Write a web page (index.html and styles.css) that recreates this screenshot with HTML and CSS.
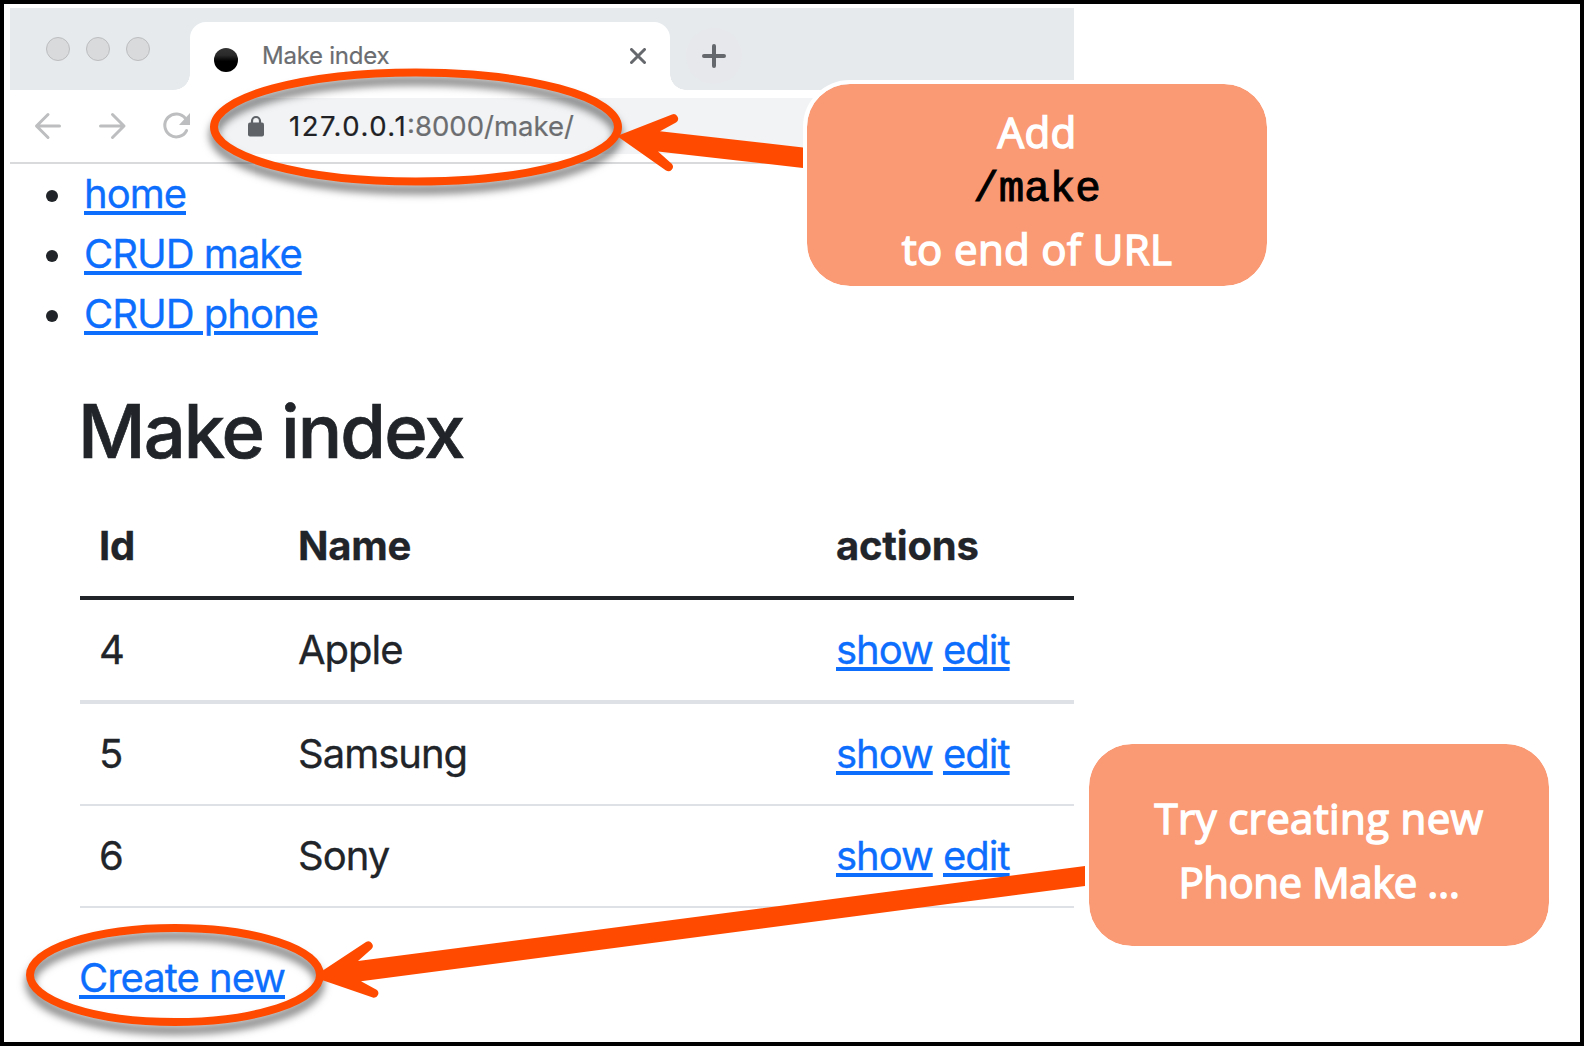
FILE: index.html
```
<!DOCTYPE html>
<html lang="en">
<head>
<meta charset="utf-8">
<title>Make index</title>
<link rel="stylesheet" href="styles.css">
</head>
<body>
<main class="frame">
  <section class="browser">
    <header class="tabs">
      <div class="lights"><i></i><i></i><i></i></div>
      <div class="tab">
        <span class="favicon"></span>
        <span class="tab-title">Make index</span>
        <svg class="close" width="16" height="16" viewBox="0 0 16 16"><path d="M1.500 1.500l13 13M14.500 1.500l-13 13"/></svg>
      </div>
      <svg class="plus" width="56" height="56" viewBox="0 0 56 56"><circle cx="28" cy="28" r="28"/><path d="M28 18v20M18 28h20"/></svg>
    </header>
    <div class="toolbar">
      <svg class="nav" width="180" height="32" viewBox="0 0 180 32">
        <path d="M39.500 16H17M28 4.500L16.500 16 28 27.500M80.500 16H103M92.500 4.500L104 16 92.500 27.500"/>
        <path d="M165.500 8.500A11.500 11.500 0 1 0 166.600 20.500"/>
        <path class="tip" d="M170 3v12h-11z"/>
      </svg>
      <div class="address">
        <svg class="lock" width="16" height="22" viewBox="0 0 16 22"><path d="M4 9V6a4 4 0 0 1 8 0v3"/><rect y="7.500" width="16" height="14" rx="2"/></svg>
        <span class="url"><b>127.0.0.1</b>:8000/make/</span>
      </div>
    </div>
    <div class="page">
      <ul class="menu">
        <li><a>home</a></li>
        <li><a>CRUD make</a></li>
        <li><a>CRUD phone</a></li>
      </ul>
      <h1>Make index</h1>
      <div class="table">
        <div class="row head"><span>Id</span><span>Name</span><span>actions</span></div>
        <div class="row thick"><span>4</span><span>Apple</span><span><a>show</a> <a>edit</a></span></div>
        <div class="row"><span>5</span><span>Samsung</span><span><a>show</a> <a>edit</a></span></div>
        <div class="row"><span>6</span><span>Sony</span><span><a>show</a> <a>edit</a></span></div>
      </div>
      <a class="create">Create new</a>
    </div>
  </section>
  <svg class="marks" width="1584" height="1046" viewBox="0 0 1584 1046">
    <g class="rings"><ellipse cx="416" cy="127" rx="202" ry="54.500"/><ellipse cx="175" cy="975" rx="145" ry="47"/></g>
    <path d="M617 136L672 114.500A4.500 4.500 0 0 1 676 122.500L660 131.300L803 147.500V168L658 151.500L672 164A4.500 4.500 0 0 1 666 170.500Z"/>
    <path d="M319 973L366 942A4.500 4.500 0 0 1 371.500 949L358 961L1085 866V886L361 981.300L377 990A4.500 4.500 0 0 1 373.500 997.700L319 979Z"/>
  </svg>
  <aside class="callout add"><span>Add</span><code>/make</code><span>to end of URL</span></aside>
  <aside class="callout try"><span>Try creating new</span><span class="second">Phone Make …</span></aside>
</main>
</body>
</html>
```
FILE: styles.css
```
* { box-sizing: border-box; }
body { margin: 0; background: #fff; font-family: Inter, "Liberation Sans", sans-serif; color: #212529; }
.frame { position: relative; width: 1584px; height: 1046px; border: 4px solid #000; padding: 4px 0 0 6px; overflow: hidden; background: #fff; }
.browser { width: 1064px; }
.tabs { display: flex; height: 82px; background: #e6eaed; }
.lights { display: flex; gap: 16px; width: 180px; padding: 29px 0 0 36px; }
.lights i { width: 24px; height: 24px; border-radius: 50%; background: #d9dadc; border: 1px solid #bcbdbf; }
.tab { position: relative; display: flex; align-items: center; width: 480px; height: 68px; margin-top: 14px; padding: 0 24px; background: #fff; border-radius: 16px 16px 0 0; }
.tab::before, .tab::after { content: ""; position: absolute; bottom: 0; width: 16px; height: 16px; }
.tab::before { left: -16px; background: radial-gradient(circle at 0 0, #e6eaed 15.500px, #fff 16px); }
.tab::after { right: -16px; background: radial-gradient(circle at 100% 0, #e6eaed 15.500px, #fff 16px); }
.favicon { width: 24px; height: 24px; margin-top: 8px; border-radius: 50%; background: linear-gradient(#333 0, #2a2a2a 30%, #000 55%); }
.tab-title { margin: -2px 0 0 24px; font-size: 24px; color: #6b6d70; letter-spacing: -.25px; -webkit-text-stroke: .2px; }
.close { margin-left: auto; fill: none; stroke: #65686c; stroke-width: 3; stroke-linecap: round; }
.plus { margin: 20px 0 0 16px; }
.plus circle { fill: #e7e8ec; }
.plus path { stroke: #65686c; stroke-width: 4; stroke-linecap: round; }
.toolbar { display: flex; height: 74px; padding-top: 8px; border-bottom: 2px solid #d9dadc; }
.nav { margin: 11.500px 20px 0 10px; fill: none; stroke: #bdbebf; stroke-width: 3; stroke-linecap: round; stroke-linejoin: round; }
.nav .tip { fill: #bdbebf; stroke: none; }
.address { display: flex; flex: 1; align-items: center; height: 56px; padding-left: 28px; background: #f1f3f4; border-radius: 28px 0 0 28px; }
.lock { fill: #5f6368; }
.lock path { fill: none; stroke: #5f6368; stroke-width: 2.200; }
.url { margin-left: 25px; font-size: 27.500px; color: #6b6d70; white-space: nowrap; -webkit-text-stroke: .2px; }
.url b { font-weight: 400; color: #202124; letter-spacing: 1.500px; }
.page { padding-left: 70px; font-size: 40px; line-height: 60px; letter-spacing: -1px; -webkit-text-stroke: .3px; }
.menu { list-style: none; margin: 0; padding: 0; }
.menu li { display: flex; align-items: center; gap: 26px; height: 60px; margin-left: -34px; }
.menu li::before { content: ""; width: 12px; height: 12px; margin-top: 4px; border-radius: 50%; background: #212529; }
a { color: #0d6efd; text-decoration: underline; text-decoration-thickness: 4px; text-underline-offset: 3px; }
h1 { margin: 41px 0 19px -2px; font-size: 74px; font-weight: 500; line-height: 92px; letter-spacing: -1.900px; -webkit-text-stroke: .7px; }
.row { display: grid; grid-template-columns: 199px 538px 1fr; padding: 20px 0 20px 19px; border-bottom: 2px solid #dee2e6; }
.row.thick { border-bottom-width: 4px; }
.row.head { border-bottom: 4px solid #212529; font-weight: 700; letter-spacing: -.200px; }
.create { display: inline-block; margin: 40px 0 0 -1px; }
.marks { position: absolute; left: -4px; top: -4px; fill: #ff4a00; }
.rings { fill: none; stroke: #ff4a00; stroke-width: 8; filter: drop-shadow(0 8px 4px rgba(0, 0, 0, .55)); }
.callout { position: absolute; display: flex; flex-direction: column; align-items: center; width: 468px; height: 210px; border: 4px solid #fff; border-radius: 47px; background: #fa9a75; background-clip: padding-box; color: #fff; font: 400 42px/64px "Open Sans", sans-serif; letter-spacing: .350px; -webkit-text-stroke: 1.500px; white-space: nowrap; }
.add { left: 799px; top: 76px; padding-top: 16px; }
.add code { margin: 2px 0 3px; font: 400 42.500px/48px "Liberation Mono", monospace; color: #000; letter-spacing: 0; -webkit-text-stroke: 1px; }
.try { left: 1081px; top: 736px; padding-top: 42px; }
.second { letter-spacing: -.5px; }
```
- - - - - - -
§ **Written instruction**:
Omit every picture, then reproduce the rest of the listing exactly.

§ **Output of the task**:
Write a web page (index.html and styles.css) that recreates this screenshot with HTML and CSS.
FILE: index.html
```
<!DOCTYPE html>
<html lang="en">
<head>
<meta charset="utf-8">
<title>Make index</title>
<link rel="stylesheet" href="styles.css">
</head>
<body>
<main class="frame">
  <section class="browser">
    <header class="tabs">
      <div class="lights"><i></i><i></i><i></i></div>
      <div class="tab">
        <span class="favicon"></span>
        <span class="tab-title">Make index</span>
        <svg class="close" width="16" height="16" viewBox="0 0 16 16"><path d="M1.500 1.500l13 13M14.500 1.500l-13 13"/></svg>
      </div>
      <svg class="plus" width="56" height="56" viewBox="0 0 56 56"><circle cx="28" cy="28" r="28"/><path d="M28 18v20M18 28h20"/></svg>
    </header>
    <div class="toolbar">
      <svg class="nav" width="180" height="32" viewBox="0 0 180 32">
        <path d="M39.500 16H17M28 4.500L16.500 16 28 27.500M80.500 16H103M92.500 4.500L104 16 92.500 27.500"/>
        <path d="M165.500 8.500A11.500 11.500 0 1 0 166.600 20.500"/>
        <path class="tip" d="M170 3v12h-11z"/>
      </svg>
      <div class="address">
        <svg class="lock" width="16" height="22" viewBox="0 0 16 22"><path d="M4 9V6a4 4 0 0 1 8 0v3"/><rect y="7.500" width="16" height="14" rx="2"/></svg>
        <span class="url"><b>127.0.0.1</b>:8000/make/</span>
      </div>
    </div>
    <div class="page">
      <ul class="menu">
        <li><a>home</a></li>
        <li><a>CRUD make</a></li>
        <li><a>CRUD phone</a></li>
      </ul>
      <h1>Make index</h1>
      <div class="table">
        <div class="row head"><span>Id</span><span>Name</span><span>actions</span></div>
        <div class="row thick"><span>4</span><span>Apple</span><span><a>show</a> <a>edit</a></span></div>
        <div class="row"><span>5</span><span>Samsung</span><span><a>show</a> <a>edit</a></span></div>
        <div class="row"><span>6</span><span>Sony</span><span><a>show</a> <a>edit</a></span></div>
      </div>
      <a class="create">Create new</a>
    </div>
  </section>
  <svg class="marks" width="1584" height="1046" viewBox="0 0 1584 1046">
    <g class="rings"><ellipse cx="416" cy="127" rx="202" ry="54.500"/><ellipse cx="175" cy="975" rx="145" ry="47"/></g>
    <path d="M617 136L672 114.500A4.500 4.500 0 0 1 676 122.500L660 131.300L803 147.500V168L658 151.500L672 164A4.500 4.500 0 0 1 666 170.500Z"/>
    <path d="M319 973L366 942A4.500 4.500 0 0 1 371.500 949L358 961L1085 866V886L361 981.300L377 990A4.500 4.500 0 0 1 373.500 997.700L319 979Z"/>
  </svg>
  <aside class="callout add"><span>Add</span><code>/make</code><span>to end of URL</span></aside>
  <aside class="callout try"><span>Try creating new</span><span class="second">Phone Make …</span></aside>
</main>
</body>
</html>
```
FILE: styles.css
```
* { box-sizing: border-box; }
body { margin: 0; background: #fff; font-family: Inter, "Liberation Sans", sans-serif; color: #212529; }
.frame { position: relative; width: 1584px; height: 1046px; border: 4px solid #000; padding: 4px 0 0 6px; overflow: hidden; background: #fff; }
.browser { width: 1064px; }
.tabs { display: flex; height: 82px; background: #e6eaed; }
.lights { display: flex; gap: 16px; width: 180px; padding: 29px 0 0 36px; }
.lights i { width: 24px; height: 24px; border-radius: 50%; background: #d9dadc; border: 1px solid #bcbdbf; }
.tab { position: relative; display: flex; align-items: center; width: 480px; height: 68px; margin-top: 14px; padding: 0 24px; background: #fff; border-radius: 16px 16px 0 0; }
.tab::before, .tab::after { content: ""; position: absolute; bottom: 0; width: 16px; height: 16px; }
.tab::before { left: -16px; background: radial-gradient(circle at 0 0, #e6eaed 15.500px, #fff 16px); }
.tab::after { right: -16px; background: radial-gradient(circle at 100% 0, #e6eaed 15.500px, #fff 16px); }
.favicon { width: 24px; height: 24px; margin-top: 8px; border-radius: 50%; background: linear-gradient(#333 0, #2a2a2a 30%, #000 55%); }
.tab-title { margin: -2px 0 0 24px; font-size: 24px; color: #6b6d70; letter-spacing: -.25px; -webkit-text-stroke: .2px; }
.close { margin-left: auto; fill: none; stroke: #65686c; stroke-width: 3; stroke-linecap: round; }
.plus { margin: 20px 0 0 16px; }
.plus circle { fill: #e7e8ec; }
.plus path { stroke: #65686c; stroke-width: 4; stroke-linecap: round; }
.toolbar { display: flex; height: 74px; padding-top: 8px; border-bottom: 2px solid #d9dadc; }
.nav { margin: 11.500px 20px 0 10px; fill: none; stroke: #bdbebf; stroke-width: 3; stroke-linecap: round; stroke-linejoin: round; }
.nav .tip { fill: #bdbebf; stroke: none; }
.address { display: flex; flex: 1; align-items: center; height: 56px; padding-left: 28px; background: #f1f3f4; border-radius: 28px 0 0 28px; }
.lock { fill: #5f6368; }
.lock path { fill: none; stroke: #5f6368; stroke-width: 2.200; }
.url { margin-left: 25px; font-size: 27.500px; color: #6b6d70; white-space: nowrap; -webkit-text-stroke: .2px; }
.url b { font-weight: 400; color: #202124; letter-spacing: 1.500px; }
.page { padding-left: 70px; font-size: 40px; line-height: 60px; letter-spacing: -1px; -webkit-text-stroke: .3px; }
.menu { list-style: none; margin: 0; padding: 0; }
.menu li { display: flex; align-items: center; gap: 26px; height: 60px; margin-left: -34px; }
.menu li::before { content: ""; width: 12px; height: 12px; margin-top: 4px; border-radius: 50%; background: #212529; }
a { color: #0d6efd; text-decoration: underline; text-decoration-thickness: 4px; text-underline-offset: 3px; }
h1 { margin: 41px 0 19px -2px; font-size: 74px; font-weight: 500; line-height: 92px; letter-spacing: -1.900px; -webkit-text-stroke: .7px; }
.row { display: grid; grid-template-columns: 199px 538px 1fr; padding: 20px 0 20px 19px; border-bottom: 2px solid #dee2e6; }
.row.thick { border-bottom-width: 4px; }
.row.head { border-bottom: 4px solid #212529; font-weight: 700; letter-spacing: -.200px; }
.create { display: inline-block; margin: 40px 0 0 -1px; }
.marks { position: absolute; left: -4px; top: -4px; fill: #ff4a00; }
.rings { fill: none; stroke: #ff4a00; stroke-width: 8; filter: drop-shadow(0 8px 4px rgba(0, 0, 0, .55)); }
.callout { position: absolute; display: flex; flex-direction: column; align-items: center; width: 468px; height: 210px; border: 4px solid #fff; border-radius: 47px; background: #fa9a75; background-clip: padding-box; color: #fff; font: 400 42px/64px "Open Sans", sans-serif; letter-spacing: .350px; -webkit-text-stroke: 1.500px; white-space: nowrap; }
.add { left: 799px; top: 76px; padding-top: 16px; }
.add code { margin: 2px 0 3px; font: 400 42.500px/48px "Liberation Mono", monospace; color: #000; letter-spacing: 0; -webkit-text-stroke: 1px; }
.try { left: 1081px; top: 736px; padding-top: 42px; }
.second { letter-spacing: -.5px; }
```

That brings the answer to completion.